In other words, despite the fact that America’s elites are beginning to take their own words seriously with regard to defending “our democracy” as they call it, the Jewish lawyer and the former Jewish legislator wish to maintain the country in the dark age. This is where America lived for decades, a time when the Jewish commands to America were implemented more promptly than Hitler’s commands to his troops ever were. America was then more fascistically Jewish than Germany was a Nazi dictatorship.

 

To explain why the era of Jewish monopoly over America’s decisions-making is coming to an end, Dershowitz and Stein offer the notion that a generational split has occurred in the American society concerning the governance of the country. It applies to matters that relate to both domestic and foreign affairs. Thus, whereas the younger generations are moving toward a more open and less discriminatory society while working under the banner of the Democratic Party, other forces are trying to freeze America in its current status quo while working under the banner of the Republican Party. Here is how our two authors explained this part:

 

“Domestic political support for Israel among Democratic officials has wavered of late. This reflects the ambivalence among voters about Israel, with polls showing favorable attitudes toward the Palestinian side, even by young Jews. The diminishing support for Israel among the Democratic Party is coupled with the expanding support among Republicans. Israel is less central to Jewish voters’ identity than it used to be. Other issues are at least equally important. Indeed, Israel is more important to many Christian evangelicals than to some Reform and Conservative Jews”.

 

This means that the success which the Jewish leaders now score going against some people, and used to score going against many more people — all that while maintaining a tight grip on their followers the way they managed to do — was made possible by the leaders’ own opportunistic exploitation of the people’s frazzled emotional state. The two ideas the Jewish leaders weaponized to that end, were the need to guard against the likely existential threat to Jewish life, and the need to believe in the unlikely salvation that religion can and will deliver.

 

And so, the Jewish leaders engaged and continue to engage in the preaching of a narrative that promises to deliver on those two notional requirements. Here is how Dershowitz and Stein handled that part of what they want you to believe is the responsibility they have toward their followers and the human race:

 

“Israel will become even more of a wedge issue, especially since all likely Republican candidates in 2024 and beyond are certain to continue Donald Trump’s vigorous advocacy. That wedge is evident already in several European countries, where the government’s support for Israel depends on whether the right or left wins.

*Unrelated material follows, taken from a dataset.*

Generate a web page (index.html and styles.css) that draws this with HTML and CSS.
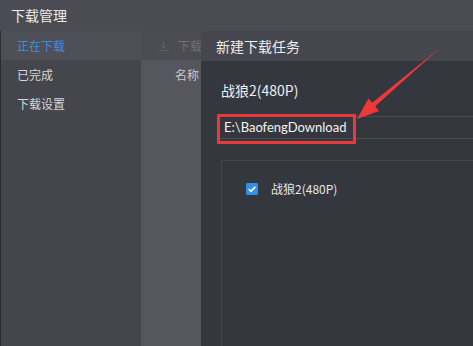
FILE: index.html
```html
<!DOCTYPE html>
<html lang="zh-CN">
<head>
<meta charset="utf-8">
<title>下载管理</title>
<link rel="stylesheet" href="styles.css">
</head>
<body>
<div class="app">
  <div class="titlebar">下载管理</div>
  <div class="main">
    <div class="sidebar">
      <div class="nav-item active">正在下载</div>
      <div class="nav-item">已完成</div>
      <div class="nav-item">下载设置</div>
    </div>
    <div class="midcol">
      <div class="mid-head">
        <svg class="dl-icon" width="11" height="10" viewBox="0 0 11 10"><path d="M5.5 0 V7 M2.5 4.5 L5.5 7.5 L8.5 4.5 M0.5 9.5 H10.5" fill="none" stroke="#5f6068" stroke-width="1"/></svg>
        <span>下载</span>
      </div>
      <div class="mid-row">名称</div>
    </div>
    <div class="dialog">
      <div class="dialog-head">新建下载任务</div>
      <div class="dialog-body">
        <div class="task-name">战狼2(480P)</div>
        <div class="path-input">E:\BaofengDownload<span class="mark"></span></div>
        <div class="file-panel">
          <label class="file-item"><span class="check"><svg width="12" height="12" viewBox="0 0 12 12"><path d="M2.8 6.2 L5 8.3 L9.3 3.8" fill="none" stroke="#fff" stroke-width="1.7"/></svg></span><span>战狼2(480P)</span></label>
        </div>
      </div>
    </div>
  </div>
  <svg class="arrow" width="473" height="346" viewBox="0 0 473 346"><polygon points="357,119 368.5,98.6 372.2,102.8 440.5,47.5 375.2,106.3 379,111" fill="#f0383a"/></svg>
</div>
</body>
</html>
```

FILE: styles.css
```css
html, body {
  margin: 0;
  padding: 0;
  background: #35373f;
}
body {
  font-family: "Noto Sans CJK SC", "Noto Sans", sans-serif;
  width: 473px;
  height: 346px;
  overflow: hidden;
}
.app {
  position: relative;
  width: 473px;
  height: 346px;
  overflow: hidden;
  display: flex;
  flex-direction: column;
}
.titlebar {
  height: 31px;
  flex: none;
  background: #4b4b53;
  color: #ececec;
  font-size: 14px;
  line-height: 30px;
  padding-left: 11px;
  box-sizing: border-box;
}
.main {
  flex: 1;
  display: flex;
  min-height: 0;
}
.sidebar {
  width: 141px;
  flex: none;
  background: #45454e;
  border-left: 1px solid #2c2c31;
  box-sizing: border-box;
}
.nav-item {
  height: 29px;
  line-height: 29px;
  font-size: 12px;
  color: #d6d6d8;
  padding-left: 16px;
}
.nav-item.active {
  background: #4e4f57;
  color: #3a8ee0;
}
.midcol {
  width: 60px;
  flex: none;
  display: flex;
  flex-direction: column;
  background: #56565e;
}
.mid-head {
  height: 29px;
  flex: none;
  background: #4c4c55;
  display: flex;
  align-items: center;
  padding-left: 17px;
  gap: 9px;
  font-size: 12px;
  color: #6e6f77;
  white-space: nowrap;
  overflow: hidden;
}
.dl-icon {
  flex: none;
}
.mid-row {
  height: 30px;
  line-height: 30px;
  font-size: 12px;
  color: #c8c8cc;
  padding-left: 34px;
  white-space: nowrap;
  overflow: hidden;
}
.dialog {
  flex: 1;
  display: flex;
  flex-direction: column;
  background: #35373f;
  min-width: 0;
}
.dialog-head {
  height: 30px;
  flex: none;
  background: #45464e;
  color: #eeeeee;
  font-size: 14px;
  line-height: 30px;
  padding-left: 15px;
  box-sizing: border-box;
}
.dialog-body {
  flex: 1;
  padding: 19px 0 0 20px;
  display: flex;
  flex-direction: column;
}
.task-name {
  font-size: 14px;
  line-height: 20px;
  color: #f0f0f0;
}
.path-input {
  position: relative;
  margin: 16px 0 0 -3px;
  height: 23px;
  border-top: 1px solid #4b4d56;
  border-bottom: 1px solid #4b4d56;
  box-sizing: border-box;
  font-family: "Lato", "Noto Sans", sans-serif;
  font-size: 13px;
  line-height: 21px;
  color: #f2f2f2;
  padding-left: 6px;
  margin-right: -20px;
}
.mark {
  position: absolute;
  left: -1px;
  top: -3px;
  width: 139px;
  height: 30px;
  border: 3px solid #e83a3b;
  box-sizing: border-box;
}
.file-panel {
  margin-top: 21px;
  flex: 1;
  border-top: 1px solid #45474f;
  border-left: 1px solid #45474f;
  padding: 21px 0 0 24px;
}
.file-item {
  display: flex;
  align-items: center;
  gap: 13px;
  font-size: 12px;
  color: #e6e6e8;
  line-height: 14px;
}
.check {
  width: 12px;
  height: 12px;
  background: #2f8fea;
  border-radius: 1px;
  display: block;
}
.check svg {
  display: block;
}
.arrow {
  position: absolute;
  left: 0;
  top: 0;
  pointer-events: none;
}
```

Things may change, of course. If Israel were to become involved in a hot war with Iran that posed an existential threat, many more Jewish voters might prioritize their support”.

 

It could not have escaped the readers that Dershowitz and Stein are so immersed in their one-dimensional mode of thinking, they fail to see what is unfolding around them, and how it impacts the  situation they grew accustomed to seeing as static and almost never changing.

 

It is that China, Russia and a few other nations are giving America a taste of its own Jewish medicine. This alone will prompt even the most sissified of the Evangelicals to reconsider their relationship with the likes of the Dershowitzes and the Steins.